Unfortunately, this scenario is exactly the kind of thing that Jonah Keri was alluding to when he authored his now-famous write-up of the Rangers' TV deal (which sounded so much more impressive last year than it does right now now): "The Rangers hold an advantage, but they won't have it forever. For all of [Nolan] Ryan's emphasis on prudence, his team could lose some of its edge before Year 1 of its new deal even begins." And, well, there you go. There's your lost edge, as there exists only one year of separation between the beginning of the Rangers' new TV deal and the beginning of the Angels' new TV deal. It sucks for the Rangers, and it's unfair, but it is what it is.
And it is for these very reasons that the Angels, depending upon the extent to which they've been financially squared away by their new TV deal and corresponding bonus, may not ever feel the kind of sting from Pujols' inevitable decline (and potential nosedive) that many people think the Angels are exposing themselves to. They could get the living hell gouged out of them by the back end of the Pujols contract, and still be able to walk away under their own power where an organization with less financial wherewithal and less impressive revenue streams might be down for the count and crippled for years.

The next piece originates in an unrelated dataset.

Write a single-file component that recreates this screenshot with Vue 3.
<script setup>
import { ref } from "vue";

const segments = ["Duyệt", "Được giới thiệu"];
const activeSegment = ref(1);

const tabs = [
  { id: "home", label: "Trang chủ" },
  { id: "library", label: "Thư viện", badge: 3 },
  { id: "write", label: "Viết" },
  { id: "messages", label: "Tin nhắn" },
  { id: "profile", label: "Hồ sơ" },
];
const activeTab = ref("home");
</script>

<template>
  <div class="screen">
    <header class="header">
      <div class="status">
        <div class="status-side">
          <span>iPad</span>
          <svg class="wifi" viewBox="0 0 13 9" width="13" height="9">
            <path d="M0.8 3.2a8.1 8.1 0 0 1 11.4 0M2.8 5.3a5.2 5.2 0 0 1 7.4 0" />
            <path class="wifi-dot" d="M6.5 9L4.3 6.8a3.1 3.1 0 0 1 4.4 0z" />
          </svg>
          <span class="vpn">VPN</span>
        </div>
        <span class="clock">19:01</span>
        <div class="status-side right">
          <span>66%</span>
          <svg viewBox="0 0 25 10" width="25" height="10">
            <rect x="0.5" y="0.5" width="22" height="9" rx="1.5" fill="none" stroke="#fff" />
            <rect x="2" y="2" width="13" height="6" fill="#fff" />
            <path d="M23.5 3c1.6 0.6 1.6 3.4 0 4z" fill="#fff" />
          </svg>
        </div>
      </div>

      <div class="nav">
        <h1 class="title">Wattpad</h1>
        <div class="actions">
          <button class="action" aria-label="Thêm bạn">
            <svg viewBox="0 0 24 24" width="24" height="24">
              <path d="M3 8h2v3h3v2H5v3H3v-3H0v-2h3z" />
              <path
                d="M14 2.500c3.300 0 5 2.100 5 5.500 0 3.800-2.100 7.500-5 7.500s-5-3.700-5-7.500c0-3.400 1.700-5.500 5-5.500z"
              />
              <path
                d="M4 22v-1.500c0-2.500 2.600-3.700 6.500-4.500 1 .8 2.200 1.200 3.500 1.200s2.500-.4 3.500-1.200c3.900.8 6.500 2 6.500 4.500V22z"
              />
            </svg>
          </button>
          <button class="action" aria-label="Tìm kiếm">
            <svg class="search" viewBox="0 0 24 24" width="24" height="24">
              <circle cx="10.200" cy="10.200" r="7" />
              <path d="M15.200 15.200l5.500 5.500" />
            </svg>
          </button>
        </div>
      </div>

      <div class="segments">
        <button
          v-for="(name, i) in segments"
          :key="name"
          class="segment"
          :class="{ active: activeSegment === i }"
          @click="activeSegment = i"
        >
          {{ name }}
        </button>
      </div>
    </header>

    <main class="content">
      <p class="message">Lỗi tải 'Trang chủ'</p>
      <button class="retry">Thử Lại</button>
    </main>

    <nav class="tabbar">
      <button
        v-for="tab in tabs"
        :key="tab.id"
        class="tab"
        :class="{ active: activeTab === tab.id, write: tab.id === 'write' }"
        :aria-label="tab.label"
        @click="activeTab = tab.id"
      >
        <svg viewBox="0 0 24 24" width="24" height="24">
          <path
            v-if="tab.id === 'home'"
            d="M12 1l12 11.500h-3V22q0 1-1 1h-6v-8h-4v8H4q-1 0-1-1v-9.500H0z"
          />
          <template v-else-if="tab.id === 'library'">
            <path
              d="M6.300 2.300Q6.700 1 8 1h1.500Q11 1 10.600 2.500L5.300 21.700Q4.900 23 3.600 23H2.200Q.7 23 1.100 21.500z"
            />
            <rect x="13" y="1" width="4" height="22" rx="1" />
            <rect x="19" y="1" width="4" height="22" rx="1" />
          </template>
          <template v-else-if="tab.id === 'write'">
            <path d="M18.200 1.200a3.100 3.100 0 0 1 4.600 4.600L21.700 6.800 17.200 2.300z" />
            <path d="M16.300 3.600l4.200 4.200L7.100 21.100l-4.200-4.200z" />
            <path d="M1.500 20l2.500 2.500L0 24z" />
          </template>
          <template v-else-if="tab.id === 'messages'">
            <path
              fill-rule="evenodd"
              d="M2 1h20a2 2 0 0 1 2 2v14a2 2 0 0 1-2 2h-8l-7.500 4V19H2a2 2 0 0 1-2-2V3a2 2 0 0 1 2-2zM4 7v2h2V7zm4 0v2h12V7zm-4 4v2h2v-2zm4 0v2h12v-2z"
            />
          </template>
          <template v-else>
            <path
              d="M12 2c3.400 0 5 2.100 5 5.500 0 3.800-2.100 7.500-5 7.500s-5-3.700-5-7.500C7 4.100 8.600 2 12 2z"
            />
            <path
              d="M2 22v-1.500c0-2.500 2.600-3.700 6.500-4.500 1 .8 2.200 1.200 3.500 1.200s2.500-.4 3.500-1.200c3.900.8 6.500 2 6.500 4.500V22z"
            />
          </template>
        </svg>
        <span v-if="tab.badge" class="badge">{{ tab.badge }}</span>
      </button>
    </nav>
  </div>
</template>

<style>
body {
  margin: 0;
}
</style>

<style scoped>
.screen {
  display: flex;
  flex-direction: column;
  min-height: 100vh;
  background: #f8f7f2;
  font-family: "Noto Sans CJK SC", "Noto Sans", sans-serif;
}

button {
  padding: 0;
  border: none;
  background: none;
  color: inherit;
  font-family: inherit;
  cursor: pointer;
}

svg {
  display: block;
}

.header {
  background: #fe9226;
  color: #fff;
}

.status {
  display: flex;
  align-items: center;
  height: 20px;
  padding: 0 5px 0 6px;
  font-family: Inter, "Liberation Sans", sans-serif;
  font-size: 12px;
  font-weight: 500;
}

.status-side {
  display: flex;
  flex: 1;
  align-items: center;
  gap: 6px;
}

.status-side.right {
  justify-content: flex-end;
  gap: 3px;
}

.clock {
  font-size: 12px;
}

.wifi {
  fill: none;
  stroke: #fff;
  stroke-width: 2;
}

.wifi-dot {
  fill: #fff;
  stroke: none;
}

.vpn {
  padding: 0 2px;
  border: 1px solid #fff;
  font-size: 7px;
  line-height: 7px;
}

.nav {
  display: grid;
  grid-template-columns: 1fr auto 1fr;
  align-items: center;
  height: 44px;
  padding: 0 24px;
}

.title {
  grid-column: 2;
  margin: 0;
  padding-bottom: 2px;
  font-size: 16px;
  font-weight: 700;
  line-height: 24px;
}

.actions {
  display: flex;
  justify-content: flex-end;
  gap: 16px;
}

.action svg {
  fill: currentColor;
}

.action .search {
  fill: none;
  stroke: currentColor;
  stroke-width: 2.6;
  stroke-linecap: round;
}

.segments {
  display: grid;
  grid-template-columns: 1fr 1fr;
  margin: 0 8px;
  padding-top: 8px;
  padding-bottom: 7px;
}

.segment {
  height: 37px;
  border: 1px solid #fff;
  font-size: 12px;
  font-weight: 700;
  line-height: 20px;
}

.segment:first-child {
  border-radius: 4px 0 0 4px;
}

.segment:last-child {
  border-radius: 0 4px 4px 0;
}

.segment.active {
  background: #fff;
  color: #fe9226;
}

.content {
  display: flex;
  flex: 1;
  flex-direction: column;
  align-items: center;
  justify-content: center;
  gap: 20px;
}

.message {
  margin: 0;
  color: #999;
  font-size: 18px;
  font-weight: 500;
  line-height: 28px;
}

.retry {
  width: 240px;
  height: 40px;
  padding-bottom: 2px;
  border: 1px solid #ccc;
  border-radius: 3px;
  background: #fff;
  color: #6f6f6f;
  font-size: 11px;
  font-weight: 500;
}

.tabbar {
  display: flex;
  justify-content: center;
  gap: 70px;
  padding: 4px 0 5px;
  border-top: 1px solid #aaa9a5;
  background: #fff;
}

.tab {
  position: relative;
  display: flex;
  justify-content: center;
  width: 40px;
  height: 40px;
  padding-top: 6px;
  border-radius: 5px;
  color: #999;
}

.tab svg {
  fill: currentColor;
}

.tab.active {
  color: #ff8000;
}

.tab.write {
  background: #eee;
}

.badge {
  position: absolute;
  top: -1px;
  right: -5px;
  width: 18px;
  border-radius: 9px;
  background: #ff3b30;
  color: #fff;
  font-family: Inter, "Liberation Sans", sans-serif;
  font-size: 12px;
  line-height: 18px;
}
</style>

That's the biggest problem with assuming that the Angels have saddled themselves with a dire long-term dilemma ... but before you go pitching yourself off the top of Reunion Tower, there's another semi-bright spot here besides Pujols' underwhelming post-Year 3 projection, and it's that the Angels aren't suddenly runaway favorites to claim the 2012 divisional crown.

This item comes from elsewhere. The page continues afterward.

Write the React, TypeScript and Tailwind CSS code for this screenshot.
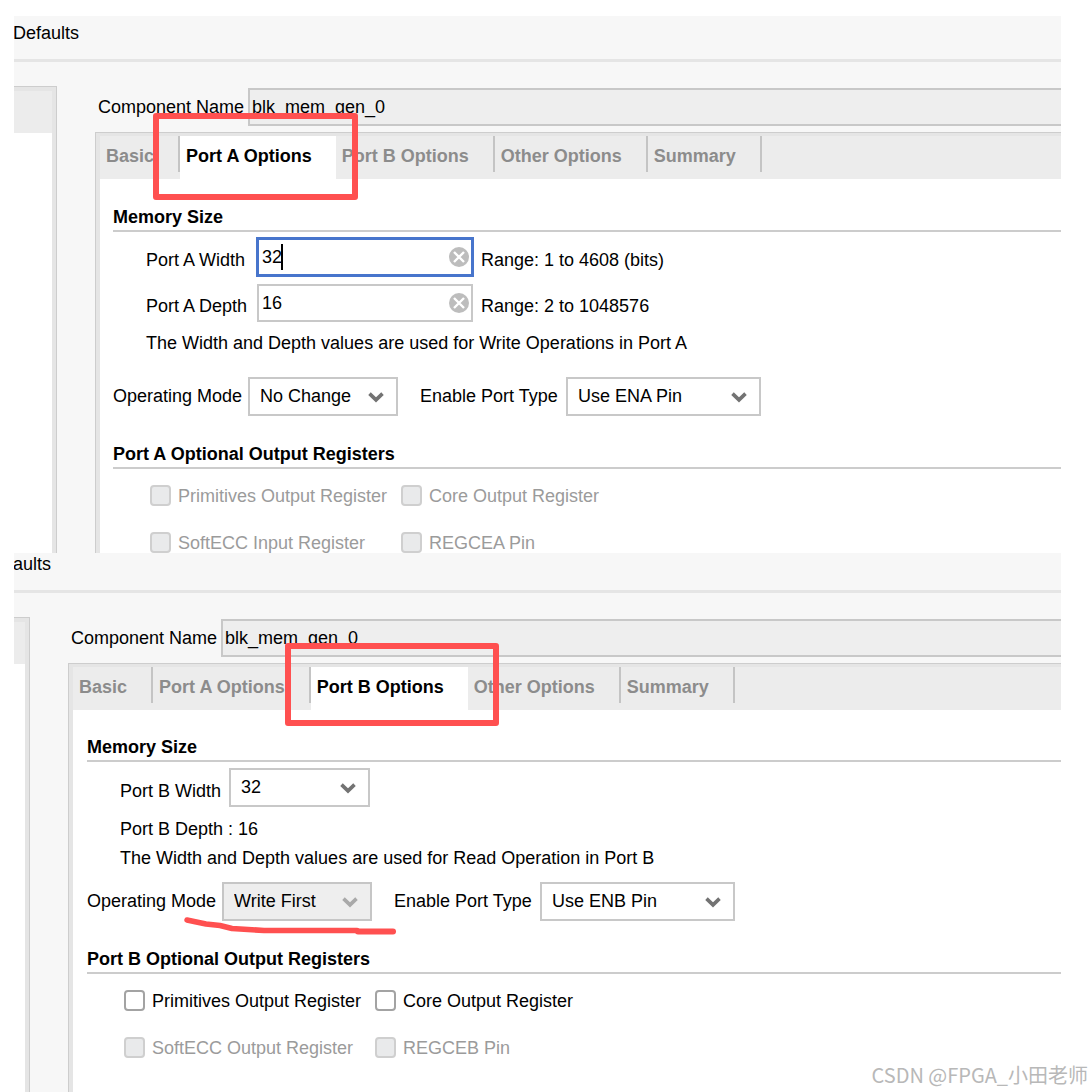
import type { ReactNode } from 'react';

const SELECT_BASE = 'h-[39px] w-full appearance-none border-2 pb-[2px] pl-[10px] pr-10 text-black opacity-100 outline-none';

function Chevron({ muted }: { muted?: boolean }) {
  return (
    <svg
      className={`pointer-events-none absolute top-[15px] right-[14px] ${muted ? 'text-[#a9a9a9]' : 'text-[#737373]'}`}
      width="16"
      height="11"
      viewBox="0 0 16 11"
      fill="none"
      stroke="currentColor"
      strokeWidth="3.6"
    >
      <path d="M1.5 1.6 L8 7.9 L14.5 1.6" />
    </svg>
  );
}

function Select({ id, value, width, disabled }: { id: string; value: string; width: string; disabled?: boolean }) {
  return (
    <div className={`relative shrink-0 ${width}`}>
      <select
        id={id}
        disabled={disabled}
        className={`${SELECT_BASE} ${disabled ? 'border-[#c6c6c6] bg-[#eeeeee]' : 'border-[#c8c8c8] bg-white'}`}
      >
        <option>{value}</option>
      </select>
      <Chevron muted={disabled} />
    </div>
  );
}

function NumberField({ id, label, value, hint, active }: { id: string; label: string; value: string; hint: string; active?: boolean }) {
  return (
    <div className="flex">
      <label htmlFor={id} className="w-[111px] shrink-0 pt-[11px]">{label}</label>
      <div className="relative w-[216px] shrink-0">
        <input
          id={id}
          defaultValue={value}
          className={`block h-[38px] w-full border-2 bg-white pr-8 pl-[3px] outline-none ${active ? 'border-[#4775cc] ring-1 ring-[#4775cc]' : 'border-[#c8c8c8]'}`}
        />
        {active && <span className="absolute top-[6px] left-6 h-[26px] w-[2px] bg-black" />}
        <button type="button" aria-label={`Clear ${label}`} className="absolute top-[9px] right-1">
          <svg width="20" height="20" viewBox="0 0 20 20">
            <circle cx="10" cy="10" r="10" fill="#bdbdbd" />
            <path d="M5 5 L15 15 M15 5 L5 15" stroke="#fff" strokeWidth="2.4" />
          </svg>
        </button>
      </div>
      <span className="pt-[11px] pl-2">{hint}</span>
    </div>
  );
}

function Heading({ children }: { children: ReactNode }) {
  return <h2 className="border-b-2 border-[#cccccc] pt-px pb-[2px] font-bold">{children}</h2>;
}

function Check({ label, disabled }: { label: string; disabled?: boolean }) {
  return (
    <label className={`flex h-[21px] items-center gap-[7px] whitespace-nowrap ${disabled ? 'text-[#9b9b9b]' : ''}`}>
      <input
        type="checkbox"
        disabled={disabled}
        className={`size-[21px] shrink-0 appearance-none rounded-[4px] border-2 ${disabled ? 'border-[#cfcfcf] bg-[#e9eaeb]' : 'border-[#a3a3a3] bg-white'}`}
      />
      {label}
    </label>
  );
}

function Tabs({ active }: { active: string }) {
  const tabs = ['Basic', 'Port A Options', 'Port B Options', 'Other Options', 'Summary'];
  return (
    <div role="tablist" className="flex h-[43px] bg-[#ececec]">
      {tabs.map(tab => (
        <div key={tab} className={`flex ${tab === active ? 'bg-white' : ''}`}>
          <button
            type="button"
            role="tab"
            aria-selected={tab === active}
            className={`pr-6 pb-1 pl-[6px] font-bold whitespace-nowrap ${tab === active ? 'text-black' : 'text-[#8c8c8c]'}`}
          >
            {tab}
          </button>
          {tab !== active && <span className="h-9 w-[2px] bg-[#c4c4c4]" />}
        </div>
      ))}
    </div>
  );
}

type PanelProps = {
  id: string;
  title: string;
  className?: string;
  headerClass: string;
  sidebarClass: string;
  activeTab: string;
  children: ReactNode;
  marks: ReactNode;
};

function Panel({ id, title, className = '', headerClass, sidebarClass, activeTab, children, marks }: PanelProps) {
  return (
    <section className={`relative flex flex-col overflow-hidden bg-[#f7f7f7] ${className}`}>
      <header className={`border-b-[3px] border-[#e5e5e5] pb-[15px] ${headerClass}`}>{title}</header>
      <div className="flex flex-1 gap-[38px] pt-6">
        <aside className={`flex shrink-0 border-t border-r border-[#cdcdcd] ${sidebarClass}`}>
          <div className="flex-1 border-t-4 border-r-4 border-[#e5e5e5] bg-white">
            <div className="h-[42px] bg-[#ececec]" />
          </div>
        </aside>
        <main className="flex min-w-0 flex-1 flex-col pt-[2px]">
          <div className="flex items-center pl-[3px]">
            <label htmlFor={id} className="w-[150px] shrink-0">Component Name</label>
            <input
              id={id}
              readOnly
              value="blk_mem_gen_0"
              className="h-[38px] min-w-0 flex-1 border-2 border-r-0 border-[#c8c8c8] bg-[#eeeeee] pl-[2px] outline-none"
            />
          </div>
          <div className="mt-[6px] flex flex-1 flex-col border-t border-l border-[#cdcdcd]">
            <div className="flex-1 border-t-[3px] border-l-4 border-[#e5e5e5] bg-white">
              <Tabs active={activeTab} />
              {children}
            </div>
          </div>
        </main>
      </div>
      {marks}
    </section>
  );
}

export default function App() {
  return (
    <div
      className="relative flex min-h-screen flex-col bg-white pt-4 pr-[31px] pl-[14px] text-[18px] leading-[22px] text-black"
      style={{ fontFamily: '"Liberation Sans", Arial, sans-serif' }}
    >
      <Panel
        id="name-a"
        title="Defaults"
        headerClass="pt-[6px] -indent-[1px]"
        sidebarClass="w-[43px]"
        activeTab="Port A Options"
        marks={<div className="absolute top-[97px] left-[139px] h-[87px] w-[205px] rounded-[3px] border-[6px] border-[#ff5050]" />}
      >
        <div className="pt-[26px] pl-[13px]">
          <Heading>Memory Size</Heading>
          <div className="mt-[6px] flex flex-col gap-2 pl-[33px]">
            <NumberField id="a-width" label="Port A Width" value="32" hint="Range: 1 to 4608 (bits)" active />
            <NumberField id="a-depth" label="Port A Depth" value="16" hint="Range: 2 to 1048576" />
          </div>
          <p className="mt-[10px] pl-[33px]">The Width and Depth values are used for Write Operations in Port A</p>
          <div className="mt-[23px] mb-[26px] flex items-center">
            <label htmlFor="a-mode" className="w-[135px] shrink-0 pb-[2px]">Operating Mode</label>
            <Select id="a-mode" value="No Change" width="w-[150px]" />
            <label htmlFor="a-enable" className="ml-[22px] w-[146px] shrink-0 pb-[2px]">Enable Port Type</label>
            <Select id="a-enable" value="Use ENA Pin" width="w-[195px]" />
          </div>
          <Heading>Port A Optional Output Registers</Heading>
          <div className="mt-4 grid grid-cols-[251px_1fr] gap-y-[26px] pl-[37px]">
            <Check label="Primitives Output Register" disabled />
            <Check label="Core Output Register" disabled />
            <Check label="SoftECC Input Register" disabled />
            <Check label="REGCEA Pin" disabled />
          </div>
        </div>
      </Panel>

      <Panel
        id="name-b"
        title="aults"
        className="flex-1"
        headerClass="-indent-[1px]"
        sidebarClass="w-4"
        activeTab="Port B Options"
        marks={
          <>
            <div className="absolute top-[90px] left-[271px] h-[83px] w-[214px] rounded-[3px] border-[6px] border-[#ff5050]" />
            <svg className="absolute top-[360px] left-[168px]" width="220" height="28" viewBox="0 0 220 28" fill="none" stroke="#ff5050" strokeLinecap="round" strokeLinejoin="round">
              <path d="M5 7 L12 8.5 L24 11 L38 12.5 L50 15.5 L66 16.5 L82 17.5 L175 17.5" strokeWidth="5.5" />
              <path d="M176 18.5 L211 18.5" strokeWidth="6" />
            </svg>
          </>
        }
      >
        <div className="pt-[25px] pl-[14px]">
          <Heading>Memory Size</Heading>
          <div className="mt-[6px] flex pl-[33px]">
            <label htmlFor="b-width" className="w-[109px] shrink-0 pt-3">Port B Width</label>
            <Select id="b-width" value="32" width="w-[141px]" />
          </div>
          <p className="mt-[11px] pl-[33px]">Port B Depth : 16</p>
          <p className="mt-[7px] pl-[33px]">The Width and Depth values are used for Read Operation in Port B</p>
          <div className="mt-[13px] mb-[26px] flex items-center">
            <label htmlFor="b-mode" className="w-[135px] shrink-0 pb-[2px]">Operating Mode</label>
            <Select id="b-mode" value="Write First" width="w-[150px]" disabled />
            <label htmlFor="b-enable" className="ml-[22px] w-[146px] shrink-0 pb-[2px]">Enable Port Type</label>
            <Select id="b-enable" value="Use ENB Pin" width="w-[195px]" />
          </div>
          <Heading>Port B Optional Output Registers</Heading>
          <div className="mt-4 grid grid-cols-[251px_1fr] gap-y-[26px] pl-[37px]">
            <Check label="Primitives Output Register" />
            <Check label="Core Output Register" />
            <Check label="SoftECC Output Register" disabled />
            <Check label="REGCEB Pin" disabled />
          </div>
        </div>
      </Panel>

      <div
        className="absolute right-1 bottom-[5px] text-[20px] leading-6 text-[#b8b8b8]"
        style={{ fontFamily: '"Noto Sans CJK SC", sans-serif' }}
      >
        CSDN @FPGA_小田老师
      </div>
    </div>
  );
}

Let's keep this thought exercise relatively simple and limited to integers, for the purpose of not confusing ourselves beyond all hope: Pujols, a +6 WAR player, replaces Mark Trumbo, a +2 WAR player. Wilson, a +5 WAR pitcher, replaces whichever combination of pitchers would occupy the fifth spot in the Angels' rotation, which we could probably call +1 WAR overall. The Rangers, meanwhile, now have to use their fifth-best starter in place of Wilson -- and while this is where things become murkier, I think it's reasonable to believe that Wilson would have constituted a +3 WAR upgrade if inserted into the Rangers' starting rotation.
Thus, you're looking at the Angels having upgraded their roster by approximately +8 WAR going into the 2012 season, and the Rangers probably being -3 WAR down solely because of these two transactions. That's an 11-win swing, which sounds troubling because it is troubling ... but, lest anyone forget, the Rangers won the division by 10 games last season. And as if that wasn't impressive enough on its own, their third-order win-loss record was 21 games better than that of the Angels. They've made up a ton of ground, and they could probably even be considered divisional co-favorites with the Rangers at this point -- but I'm simply not going to be convinced that the Angels are now prohibitive AL West favorites. Not with so much left to be determined, and so much time left for that to happen.
Oh, yeah, and one more thing: the hot stove season isn't over. It's not even close to being over. And at least in my own mind, this is still the Rangers' division to lose. I don't begrudge anyone for feeling as though they were kicked repeatedly in their nether regions yesterday, and I may not have delivered as high a concentration of good news this morning as you would have liked, but let's give everything a bit more time to fully shake out before we're totally consumed by our own despair.